C'est une annonce qui a du punch: Washington va fournir à l'Ukraine des munitions à l'uranium appauvri pour ses chars de combat Abram. Ces projectiles controversés devraient donner à l'armée ukrainienne un avantage sur le champ de bataille.
Ces obus à l'uranium appartiennent à la famille des projectiles à effet de souffle, dont l'efficacité ne dépend pas de l'utilisation d'explosifs, mais uniquement de l'énergie cinétique. A l'intérieur d'une telle munition se trouve un projectile en forme de flèche, appelé pénétrateur. La densité extrême de l'uranium appauvri confère à l'obus une grande force de pénétration.
L'uranium appauvri est un déchet issu de la fabrication de combustible radioactif pour les centrales nucléaires. D'autres métaux particulièrement denses, comme le carbure de tungstène, conviennent également à la fabrication du pénétrateur, mais ils coûtent plus cher.
Même le blindage moderne des véhicules de combat occidentaux ne peut résister à l'impact d'un projectile aussi dur. Lors du contact avec la cible, l'énergie cinétique du projectile se transforme en chaleur et en pression, concentrée sur une très petite surface.

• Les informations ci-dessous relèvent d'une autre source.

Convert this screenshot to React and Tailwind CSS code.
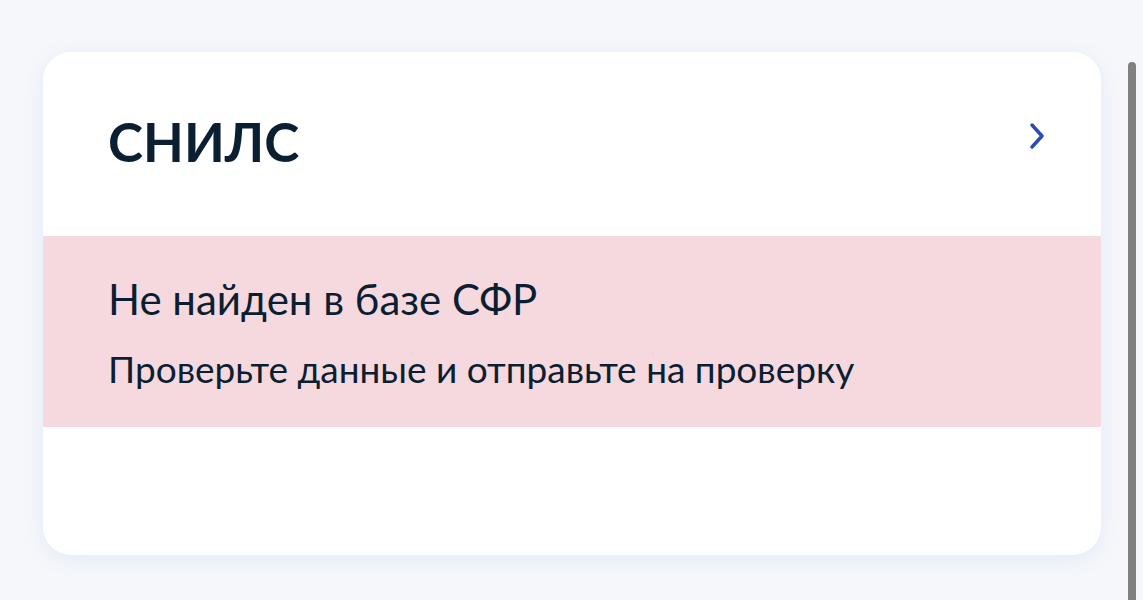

Contrairement aux projectiles explosifs, le blindage ne peut pas absorber l'énergie par déformation.
Au lieu de cela, le pénétrateur perce le matériau, créant ce que l'on appelle une pluie d'éclats qui se répand à l'intérieur du véhicule. Les éclats extrêmement rapides et chauds tuent l'équipage et peuvent faire exploser les munitions entreposées à bord.
Grâce à ces caractéristiques spéciales, les projectiles à effet de souffle sont particulièrement adaptés au combat contre les chars et les véhicules blindés de transport de troupes, mais aussi contre les bunkers et les positions fortifiées. En revanche, contre les véhicules non blindés ou les simples bâtiments, les projectiles à effet de souffle manquent souvent leur cible, car ils la traversent simplement sans causer de gros dégâts.
Les munitions à l'uranium appauvri sont utilisées par l'armée américaine depuis le milieu des années 1980. Le gouvernement américain n'a pas précisé quel type d'obus l'Ukraine recevra, mais il est probable qu'il s'agisse de la munition M829A4, qui est la norme dans l'armée américaine depuis 2016.
Cette munition a été développée pour pouvoir détruire les chars équipés de la dernière génération de blindages réactifs. Les blindages réactifs, comme le système «Contact-5» développé à la fin de l'Union soviétique, contiennent des paquets d'explosifs qui explosent à l'impact d'un projectile et le détruisent avant qu'il ne perce le blindage. «Contact-5» a été spécialement conçu pour réduire l'impact des projectiles à effet de souffle et est utilisé sur les chars russes plus modernes comme le T-90.
Pour l'Ukraine, les munitions de type M829A4 auraient un avantage important: les chars Leopard 2 livrés par l'Occident peuvent également tirer ces projectiles, car ils sont équipés du même canon de 120 millimètres de Rheinmetall. Depuis février, l'Ukraine a reçu plus de 60 Leopard 2. Les Etats-Unis avaient initialement promis à l'Ukraine 31 chars Abrams, dont les dix premiers devraient arriver ce mois-ci.
Le Royaume-Uni avait été le premier pays à annoncer dès le mois de mars qu'elle fournirait à l'Ukraine des munitions à l'uranium appauvri pour les chars de type Challenger 2 livrés par Londres. En raison de leur légère radioactivité, les munitions à l'uranium sont surtout controversées par les écologistes. Elles ne sont toutefois pas interdites ou proscrites.
Le Comité scientifique des Nations unies pour l'étude des effets des rayonnements nucléaires n'a trouvé aucune preuve que l'utilisation de munitions à l'uranium entraîne des dommages environnementaux. L'Agence internationale de l'énergie atomique (AIEA) signale cependant que l'utilisation de ces obus peut présenter un risque pour la santé des soldats qui les manipulent.